▶ [DATA PROVIDED]:

◆ ◆ ◆

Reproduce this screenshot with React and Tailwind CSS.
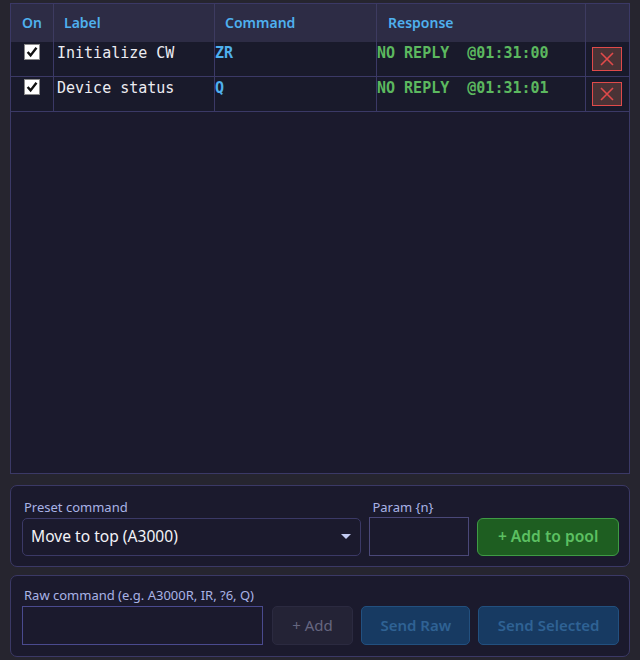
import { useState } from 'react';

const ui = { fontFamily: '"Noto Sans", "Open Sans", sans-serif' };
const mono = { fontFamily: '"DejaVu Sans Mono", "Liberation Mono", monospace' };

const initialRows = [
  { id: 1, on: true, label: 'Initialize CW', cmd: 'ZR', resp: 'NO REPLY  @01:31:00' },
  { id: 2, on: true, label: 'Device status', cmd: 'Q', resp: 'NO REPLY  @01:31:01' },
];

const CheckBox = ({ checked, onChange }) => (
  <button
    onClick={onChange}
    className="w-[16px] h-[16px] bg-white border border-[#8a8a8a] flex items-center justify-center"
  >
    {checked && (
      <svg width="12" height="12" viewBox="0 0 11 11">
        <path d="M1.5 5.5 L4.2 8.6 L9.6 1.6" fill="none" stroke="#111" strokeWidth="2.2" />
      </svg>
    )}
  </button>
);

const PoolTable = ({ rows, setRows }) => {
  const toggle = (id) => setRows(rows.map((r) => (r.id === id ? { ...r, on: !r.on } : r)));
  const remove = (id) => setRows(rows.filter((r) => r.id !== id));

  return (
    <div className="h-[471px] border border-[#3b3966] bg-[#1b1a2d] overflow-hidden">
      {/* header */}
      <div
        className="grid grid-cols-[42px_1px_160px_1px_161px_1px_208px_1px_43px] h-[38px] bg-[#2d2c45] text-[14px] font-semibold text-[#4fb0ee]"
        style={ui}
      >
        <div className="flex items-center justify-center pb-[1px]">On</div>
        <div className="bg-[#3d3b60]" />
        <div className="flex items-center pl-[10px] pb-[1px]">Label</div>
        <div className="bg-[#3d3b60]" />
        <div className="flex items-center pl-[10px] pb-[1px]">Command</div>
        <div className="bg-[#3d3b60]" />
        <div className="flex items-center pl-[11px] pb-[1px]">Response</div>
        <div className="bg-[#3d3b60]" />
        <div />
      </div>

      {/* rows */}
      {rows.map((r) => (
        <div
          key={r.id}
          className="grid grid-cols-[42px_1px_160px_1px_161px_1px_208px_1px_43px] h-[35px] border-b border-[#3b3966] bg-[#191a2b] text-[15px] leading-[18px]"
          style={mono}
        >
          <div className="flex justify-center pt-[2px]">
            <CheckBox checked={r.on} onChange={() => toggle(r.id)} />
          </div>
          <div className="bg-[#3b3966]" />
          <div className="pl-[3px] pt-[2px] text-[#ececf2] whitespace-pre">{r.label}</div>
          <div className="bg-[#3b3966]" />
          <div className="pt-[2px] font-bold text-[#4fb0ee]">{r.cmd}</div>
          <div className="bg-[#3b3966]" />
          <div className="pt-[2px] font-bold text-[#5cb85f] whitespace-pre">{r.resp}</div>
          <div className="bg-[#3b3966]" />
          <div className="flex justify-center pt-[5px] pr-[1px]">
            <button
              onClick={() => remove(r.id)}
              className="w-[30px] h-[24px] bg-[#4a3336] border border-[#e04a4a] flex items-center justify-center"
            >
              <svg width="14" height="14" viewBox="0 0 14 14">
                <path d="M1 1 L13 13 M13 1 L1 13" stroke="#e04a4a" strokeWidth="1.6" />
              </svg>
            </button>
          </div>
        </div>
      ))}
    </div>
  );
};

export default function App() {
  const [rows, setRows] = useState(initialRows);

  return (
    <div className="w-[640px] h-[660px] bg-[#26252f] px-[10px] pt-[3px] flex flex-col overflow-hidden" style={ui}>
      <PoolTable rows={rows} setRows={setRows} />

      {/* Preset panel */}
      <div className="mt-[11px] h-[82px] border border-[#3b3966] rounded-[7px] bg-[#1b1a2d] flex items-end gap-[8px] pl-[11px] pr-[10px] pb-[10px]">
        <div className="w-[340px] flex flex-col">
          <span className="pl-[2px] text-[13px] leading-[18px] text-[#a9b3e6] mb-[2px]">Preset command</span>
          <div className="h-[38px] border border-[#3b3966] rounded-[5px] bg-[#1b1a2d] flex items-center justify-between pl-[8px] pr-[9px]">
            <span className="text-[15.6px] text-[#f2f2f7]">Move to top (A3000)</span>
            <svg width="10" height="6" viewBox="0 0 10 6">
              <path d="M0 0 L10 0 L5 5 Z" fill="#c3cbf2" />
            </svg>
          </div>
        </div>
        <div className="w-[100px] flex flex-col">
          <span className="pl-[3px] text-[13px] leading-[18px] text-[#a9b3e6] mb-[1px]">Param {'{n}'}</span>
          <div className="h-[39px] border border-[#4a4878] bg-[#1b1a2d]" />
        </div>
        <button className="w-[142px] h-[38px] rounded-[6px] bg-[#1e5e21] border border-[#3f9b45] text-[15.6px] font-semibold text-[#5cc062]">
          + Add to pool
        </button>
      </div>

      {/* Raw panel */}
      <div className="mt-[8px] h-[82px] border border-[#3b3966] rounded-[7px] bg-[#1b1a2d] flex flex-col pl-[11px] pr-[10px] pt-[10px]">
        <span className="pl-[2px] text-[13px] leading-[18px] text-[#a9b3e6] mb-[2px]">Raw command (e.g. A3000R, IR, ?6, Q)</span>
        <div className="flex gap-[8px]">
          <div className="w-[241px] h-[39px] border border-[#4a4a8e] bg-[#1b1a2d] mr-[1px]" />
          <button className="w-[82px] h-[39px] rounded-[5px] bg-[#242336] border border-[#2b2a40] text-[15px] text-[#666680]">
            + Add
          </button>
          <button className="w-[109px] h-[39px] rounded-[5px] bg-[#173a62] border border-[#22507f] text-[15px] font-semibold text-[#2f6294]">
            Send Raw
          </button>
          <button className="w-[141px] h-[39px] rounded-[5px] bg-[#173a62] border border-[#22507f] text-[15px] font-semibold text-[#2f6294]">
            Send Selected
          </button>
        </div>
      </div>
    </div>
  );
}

◆ ◆ ◆

▶ [WORK TO BE COMPLETED]:
Go through the listing above and write it out again exactly, dropping the pictures.

▶ [TASK RESPONSE]:
Reproduce this screenshot with React and Tailwind CSS.
import { useState } from 'react';

const ui = { fontFamily: '"Noto Sans", "Open Sans", sans-serif' };
const mono = { fontFamily: '"DejaVu Sans Mono", "Liberation Mono", monospace' };

const initialRows = [
  { id: 1, on: true, label: 'Initialize CW', cmd: 'ZR', resp: 'NO REPLY  @01:31:00' },
  { id: 2, on: true, label: 'Device status', cmd: 'Q', resp: 'NO REPLY  @01:31:01' },
];

const CheckBox = ({ checked, onChange }) => (
  <button
    onClick={onChange}
    className="w-[16px] h-[16px] bg-white border border-[#8a8a8a] flex items-center justify-center"
  >
    {checked && (
      <svg width="12" height="12" viewBox="0 0 11 11">
        <path d="M1.5 5.5 L4.2 8.6 L9.6 1.6" fill="none" stroke="#111" strokeWidth="2.2" />
      </svg>
    )}
  </button>
);

const PoolTable = ({ rows, setRows }) => {
  const toggle = (id) => setRows(rows.map((r) => (r.id === id ? { ...r, on: !r.on } : r)));
  const remove = (id) => setRows(rows.filter((r) => r.id !== id));

  return (
    <div className="h-[471px] border border-[#3b3966] bg-[#1b1a2d] overflow-hidden">
      {/* header */}
      <div
        className="grid grid-cols-[42px_1px_160px_1px_161px_1px_208px_1px_43px] h-[38px] bg-[#2d2c45] text-[14px] font-semibold text-[#4fb0ee]"
        style={ui}
      >
        <div className="flex items-center justify-center pb-[1px]">On</div>
        <div className="bg-[#3d3b60]" />
        <div className="flex items-center pl-[10px] pb-[1px]">Label</div>
        <div className="bg-[#3d3b60]" />
        <div className="flex items-center pl-[10px] pb-[1px]">Command</div>
        <div className="bg-[#3d3b60]" />
        <div className="flex items-center pl-[11px] pb-[1px]">Response</div>
        <div className="bg-[#3d3b60]" />
        <div />
      </div>

      {/* rows */}
      {rows.map((r) => (
        <div
          key={r.id}
          className="grid grid-cols-[42px_1px_160px_1px_161px_1px_208px_1px_43px] h-[35px] border-b border-[#3b3966] bg-[#191a2b] text-[15px] leading-[18px]"
          style={mono}
        >
          <div className="flex justify-center pt-[2px]">
            <CheckBox checked={r.on} onChange={() => toggle(r.id)} />
          </div>
          <div className="bg-[#3b3966]" />
          <div className="pl-[3px] pt-[2px] text-[#ececf2] whitespace-pre">{r.label}</div>
          <div className="bg-[#3b3966]" />
          <div className="pt-[2px] font-bold text-[#4fb0ee]">{r.cmd}</div>
          <div className="bg-[#3b3966]" />
          <div className="pt-[2px] font-bold text-[#5cb85f] whitespace-pre">{r.resp}</div>
          <div className="bg-[#3b3966]" />
          <div className="flex justify-center pt-[5px] pr-[1px]">
            <button
              onClick={() => remove(r.id)}
              className="w-[30px] h-[24px] bg-[#4a3336] border border-[#e04a4a] flex items-center justify-center"
            >
              <svg width="14" height="14" viewBox="0 0 14 14">
                <path d="M1 1 L13 13 M13 1 L1 13" stroke="#e04a4a" strokeWidth="1.6" />
              </svg>
            </button>
          </div>
        </div>
      ))}
    </div>
  );
};

export default function App() {
  const [rows, setRows] = useState(initialRows);

  return (
    <div className="w-[640px] h-[660px] bg-[#26252f] px-[10px] pt-[3px] flex flex-col overflow-hidden" style={ui}>
      <PoolTable rows={rows} setRows={setRows} />

      {/* Preset panel */}
      <div className="mt-[11px] h-[82px] border border-[#3b3966] rounded-[7px] bg-[#1b1a2d] flex items-end gap-[8px] pl-[11px] pr-[10px] pb-[10px]">
        <div className="w-[340px] flex flex-col">
          <span className="pl-[2px] text-[13px] leading-[18px] text-[#a9b3e6] mb-[2px]">Preset command</span>
          <div className="h-[38px] border border-[#3b3966] rounded-[5px] bg-[#1b1a2d] flex items-center justify-between pl-[8px] pr-[9px]">
            <span className="text-[15.6px] text-[#f2f2f7]">Move to top (A3000)</span>
            <svg width="10" height="6" viewBox="0 0 10 6">
              <path d="M0 0 L10 0 L5 5 Z" fill="#c3cbf2" />
            </svg>
          </div>
        </div>
        <div className="w-[100px] flex flex-col">
          <span className="pl-[3px] text-[13px] leading-[18px] text-[#a9b3e6] mb-[1px]">Param {'{n}'}</span>
          <div className="h-[39px] border border-[#4a4878] bg-[#1b1a2d]" />
        </div>
        <button className="w-[142px] h-[38px] rounded-[6px] bg-[#1e5e21] border border-[#3f9b45] text-[15.6px] font-semibold text-[#5cc062]">
          + Add to pool
        </button>
      </div>

      {/* Raw panel */}
      <div className="mt-[8px] h-[82px] border border-[#3b3966] rounded-[7px] bg-[#1b1a2d] flex flex-col pl-[11px] pr-[10px] pt-[10px]">
        <span className="pl-[2px] text-[13px] leading-[18px] text-[#a9b3e6] mb-[2px]">Raw command (e.g. A3000R, IR, ?6, Q)</span>
        <div className="flex gap-[8px]">
          <div className="w-[241px] h-[39px] border border-[#4a4a8e] bg-[#1b1a2d] mr-[1px]" />
          <button className="w-[82px] h-[39px] rounded-[5px] bg-[#242336] border border-[#2b2a40] text-[15px] text-[#666680]">
            + Add
          </button>
          <button className="w-[109px] h-[39px] rounded-[5px] bg-[#173a62] border border-[#22507f] text-[15px] font-semibold text-[#2f6294]">
            Send Raw
          </button>
          <button className="w-[141px] h-[39px] rounded-[5px] bg-[#173a62] border border-[#22507f] text-[15px] font-semibold text-[#2f6294]">
            Send Selected
          </button>
        </div>
      </div>
    </div>
  );
}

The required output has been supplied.